As in any type of investigation, this stage entails gathering data from various sources to get better context of the situation. For account misuse alerts, you would typically gather information about the user account and host/endpoint involved in the alert. It would also help to gather historical data of those entities for even greater context. All this can be quickly gathered through automation.
In addition, your SOC team might also want to look into GeoIP data (say for example in the case of a VPN alert) to check whether the IP address involved and its current location make sense from the context of your organization’s current operations. Again, this information can be collected automatically.
Automated Analysis and First-Level Determination
In the previous use case examples, the security analyst would typically retrieve information such as hashes, URLs, IPs, etc., from different security solutions as well as threat intelligence sources, and then make decisions off of the collected information. With account misuse alerts, the process usually entails a greater degree of user involvement.
Let’s say your SOC team receives a failed login alert due to someone attempting to log in to a machine 10 different times and failing in all of them. Once your SOC team identifies the owner of the user account in question – perhaps through Active Directory or whatever user management tool you’re using – one of the things they would likely do is communicate with that person and ask if he or she actually performed those login attempts.
The reply the SOC gets from that user would then help analysts decide whether the incident requires further investigation. That verification process of communicating with a user and getting the information needed can be incredibly time consuming, especially in organizations with a large number of users. Fortunately, it can easily be expedited through automation.
When security analysts conduct a deeper investigation on potential account misuse alerts, their usual tasks involve looking into the activities of the user as well as the activities of the host and network. What they’ll be looking for are signs indicating either normal or irregular user/host/network behavior. If they find anomalies indicative of malicious activity, they could proceed to escalation and response.
Again, these repetitive, detailed tasks of fetching activity data – mostly from application, sensor, server and device logs, as well as other sources, like WMI or AD – can be automated to save precious time. Of course, the deep analysis of the aggregated information ultimately requires the hands-on expertise of a security analyst.
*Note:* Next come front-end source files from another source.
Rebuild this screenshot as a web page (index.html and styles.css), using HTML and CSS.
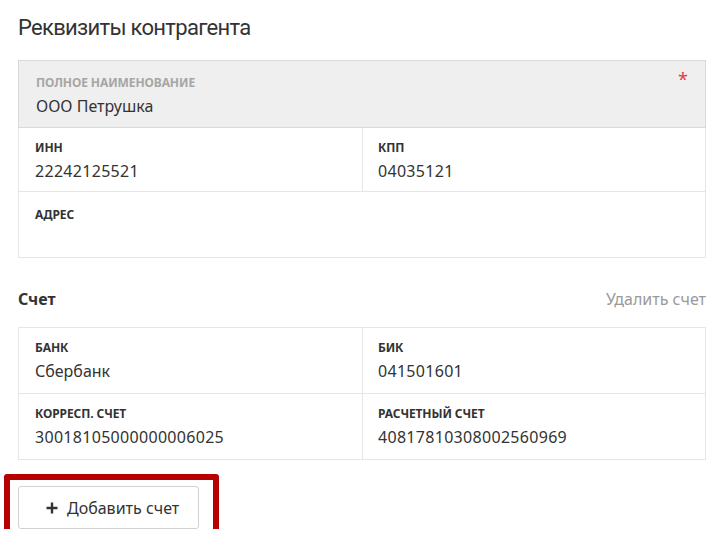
FILE: index.html
```html
<!DOCTYPE html>
<html lang="ru">
<head>
<meta charset="utf-8">
<link rel="stylesheet" href="styles.css">
</head>
<body>
<div class="page">
  <h1 class="title">Реквизиты контрагента</h1>

  <div class="card">
    <div class="row row-gray">
      <div class="cell">
        <div class="label label-muted">Полное наименование</div>
        <div class="value">ООО Петрушка</div>
      </div>
      <span class="req">*</span>
    </div>
    <div class="row row-split row-short">
      <div class="cell">
        <div class="label">ИНН</div>
        <div class="value num">22242125521</div>
      </div>
      <div class="cell">
        <div class="label">КПП</div>
        <div class="value num">04035121</div>
      </div>
    </div>
    <div class="row row-address">
      <div class="cell">
        <div class="label">Адрес</div>
        <div class="value">&nbsp;</div>
      </div>
    </div>
  </div>

  <div class="section-head">
    <span class="section-title">Счет</span>
    <span class="section-link">Удалить счет</span>
  </div>

  <div class="card">
    <div class="row row-split">
      <div class="cell">
        <div class="label">Банк</div>
        <div class="value">Сбербанк</div>
      </div>
      <div class="cell">
        <div class="label">БИК</div>
        <div class="value num">041501601</div>
      </div>
    </div>
    <div class="row row-split">
      <div class="cell">
        <div class="label">Корресп. счет</div>
        <div class="value num">30018105000000006025</div>
      </div>
      <div class="cell">
        <div class="label">Расчетный счет</div>
        <div class="value num">40817810308002560969</div>
      </div>
    </div>
  </div>

  <div class="btn-wrap">
    <button class="btn" type="button">
      <svg class="plus" width="12" height="12" viewBox="0 0 12 12"><path d="M6 0.5V11.5M0.5 6H11.5" stroke="#333" stroke-width="2.4" fill="none"/></svg>
      <span>Добавить счет</span>
    </button>
    <div class="highlight"></div>
  </div>
</div>
</body>
</html>
```

FILE: styles.css
```css
* { box-sizing: border-box; }
html, body { margin: 0; padding: 0; background: #fff; }
body {
  font-family: "Noto Sans", "Open Sans", "DejaVu Sans", sans-serif;
  color: #333;
}
.page {
  width: 718px;
  padding: 13px 12px 0 18px;
}
.title {
  margin: 0;
  font-family: Roboto, "Noto Sans", sans-serif;
  font-size: 22px;
  font-weight: 400;
  line-height: 30px;
  letter-spacing: -0.7px;
  color: #333;
}
.card {
  margin-top: 17px;
  border: 1px solid #e6e6e6;
  border-bottom: none;
}
.row {
  position: relative;
  display: flex;
  border-bottom: 1px solid #e6e6e6;
  min-height: 66px;
}
.row-short { min-height: 64px; }
.row-gray {
  background: #efefef;
  margin: -1px -1px 0 -1px;
  border: 1px solid #d9d9d9;
  min-height: 68px;
}
.row-gray .cell { padding-left: 17px; padding-top: 14px; }
.row-address .cell { padding-top: 15px; }
.row-split .cell { flex: 1 1 0; }
.row-split .cell + .cell { border-left: 1px solid #e6e6e6; padding-left: 15px; }
.cell {
  padding: 12px 16px 0 16px;
}
.label {
  font-size: 12px;
  line-height: 16px;
  font-weight: 700;
  text-transform: uppercase;
  color: #333;
  letter-spacing: -0.1px;
}
.label-muted { color: #a6a6a6; }
.value {
  margin-top: 4px;
  font-size: 16px;
  line-height: 22px;
  color: #333;
}
.num { letter-spacing: 0.3px; }
.req {
  position: absolute;
  right: 17px;
  top: 7px;
  color: #e04040;
  font-size: 18px;
  line-height: 22px;
}
.section-head {
  display: flex;
  justify-content: space-between;
  align-items: baseline;
  margin-top: 29px;
  line-height: 24px;
}
.section-title { font-size: 16px; font-weight: 700; color: #333; }
.section-link { font-size: 16px; color: #9a9a9a; }
.section-head + .card { margin-top: 16px; }
.btn-wrap {
  position: relative;
  margin-top: 26px;
  width: 181px;
}
.btn {
  display: flex;
  align-items: center;
  gap: 9px;
  width: 181px;
  height: 43px;
  padding: 0 0 0 27px;
  border: 1px solid #d2d2d2;
  border-radius: 3px;
  background: #fff;
  font-family: inherit;
  font-size: 16px;
  color: #333;
}
.plus { flex: none; }
.highlight {
  position: absolute;
  left: -14px;
  top: -12px;
  width: 215px;
  height: 64px;
  border: 6px solid #b70000;
  border-radius: 3px;
  pointer-events: none;
}
```
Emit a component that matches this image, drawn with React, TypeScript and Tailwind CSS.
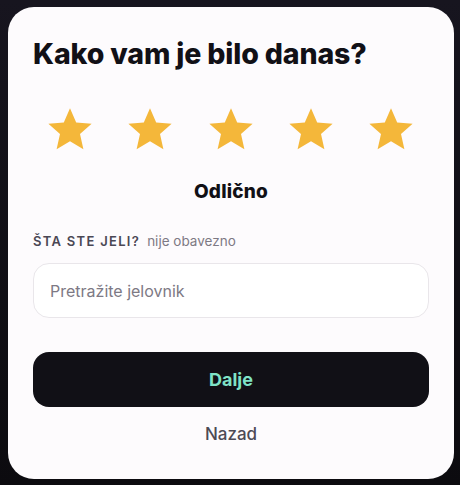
import React, { useState } from 'react';

function Star({ filled }: { filled: boolean }) {
  return (
    <svg viewBox="0 0 24 24" className="h-[48px] w-[48px]">
      <path
        d="M12 1.6l3.1 7.1 7.7.7-5.8 5.1 1.7 7.6L12 18.1l-6.7 4 1.7-7.6-5.8-5.1 7.7-.7z"
        fill={filled ? '#f4b73a' : '#e5e2e8'}
      />
    </svg>
  );
}

export default function App() {
  const [rating, setRating] = useState(5);
  const [query, setQuery] = useState('');
  const labels = ['Loše', 'Može bolje', 'Dobro', 'Vrlo dobro', 'Odlično'];

  return (
    <div className="min-h-screen bg-gradient-to-b from-[#17151f] to-[#0c0b0f] pl-[8px] pr-[6px] pt-[7px] pb-[6px] font-['Inter',sans-serif]">
      <div className="h-[472px] rounded-[26px] bg-[#fdfbfd] px-[25px] pt-[30px]">
        <h1 className="text-[28.5px] font-extrabold leading-[34px] tracking-[-0.005em] text-[#111016]">
          Kako vam je bilo danas?
        </h1>

        <div className="mt-[34px] flex justify-between pl-[13px] pr-[14px]">
          {[1, 2, 3, 4, 5].map((n) => (
            <button key={n} onClick={() => setRating(n)} className="p-0">
              <Star filled={n <= rating} />
            </button>
          ))}
        </div>

        <p className="mt-[27px] text-center text-[19px] font-extrabold leading-[24px] tracking-[0.01em] text-[#111016]">
          {labels[rating - 1]}
        </p>

        <div className="mt-[28px] flex items-baseline gap-[7px]">
          <span className="text-[13px] font-semibold uppercase leading-[18px] tracking-[0.1em] text-[#4a4754]">
            Šta ste jeli?
          </span>
          <span className="text-[13.5px] leading-[18px] text-[#7d7984]">nije obavezno</span>
        </div>

        <input
          value={query}
          onChange={(e) => setQuery(e.target.value)}
          placeholder="Pretražite jelovnik"
          className="mt-[13px] h-[55px] w-full rounded-[16px] border border-[#e9e6ea] bg-white px-[16px] text-[16px] text-[#111016] outline-none placeholder:text-[#7d7984]"
        />

        <button className="mt-[34px] flex h-[55px] w-full items-center justify-center rounded-[16px] bg-[#111016] text-[18px] font-bold text-[#7fe3c7]">
          Dalje
        </button>

        <button className="mt-[11px] block w-full text-center text-[17px] font-medium leading-[32px] text-[#4d4a55]">
          Nazad
        </button>
      </div>
    </div>
  );
}
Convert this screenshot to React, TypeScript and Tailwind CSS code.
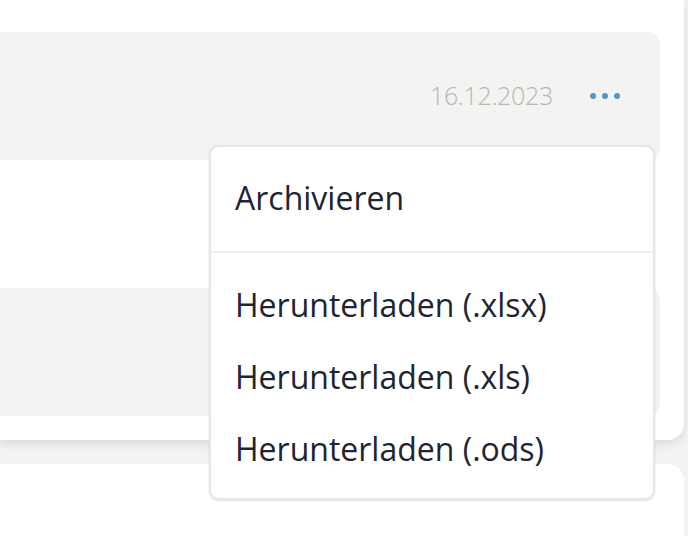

At this stage, after studying all the information and context gathered through automation, the analyst would have been able to reach a conclusion with a high degree of certainty. The analyst would then move on and carry out the appropriate response activities.
- Imposing restrictions on the user account or even suspending/disabling it to prevent it from inflicting damage further in the organization
- Notifying the user of the impending restrictions/suspensions
- Notifying the user’s manager – as well as the user himself/herself – of any impending investigation
- If the account misuse is deemed to be already in an advanced/high-risk stage, escalating the case to an incident response process
To minimize the risk of such incidents from happening again, the analyst would then update any relevant security policies.
We’ve said it before and it can’t be stated enough – security automation doesn’t replace the need for critical thinking by security analysts. What it offers is faster, better decision making by ensuring the right information is readily available in its most logical, usable form. This results in your team being able to increase its caseload capacity and reduce mean time to respond.
In closing out our series, we would like to remind you of our five rules of the road for any security operations team:
- Always automate data collection and enrichment
- Automate triage activities when possible
- Automation empowers (not replaces) human decision making
- Sensitive actions should be analyst assisted
- Embrace consistency…its value to security operations can’t be overstated
The increasing sophistication and frequency of cyber attacks, paired with the shortage of skilled security talent, makes it imperative for you to maximize your existing threat investigation and response capabilities. Security automation can be a powerful tool in your security operations arsenal to drive greater process efficiency and effectiveness so your organization stays a step ahead of cyberthreats.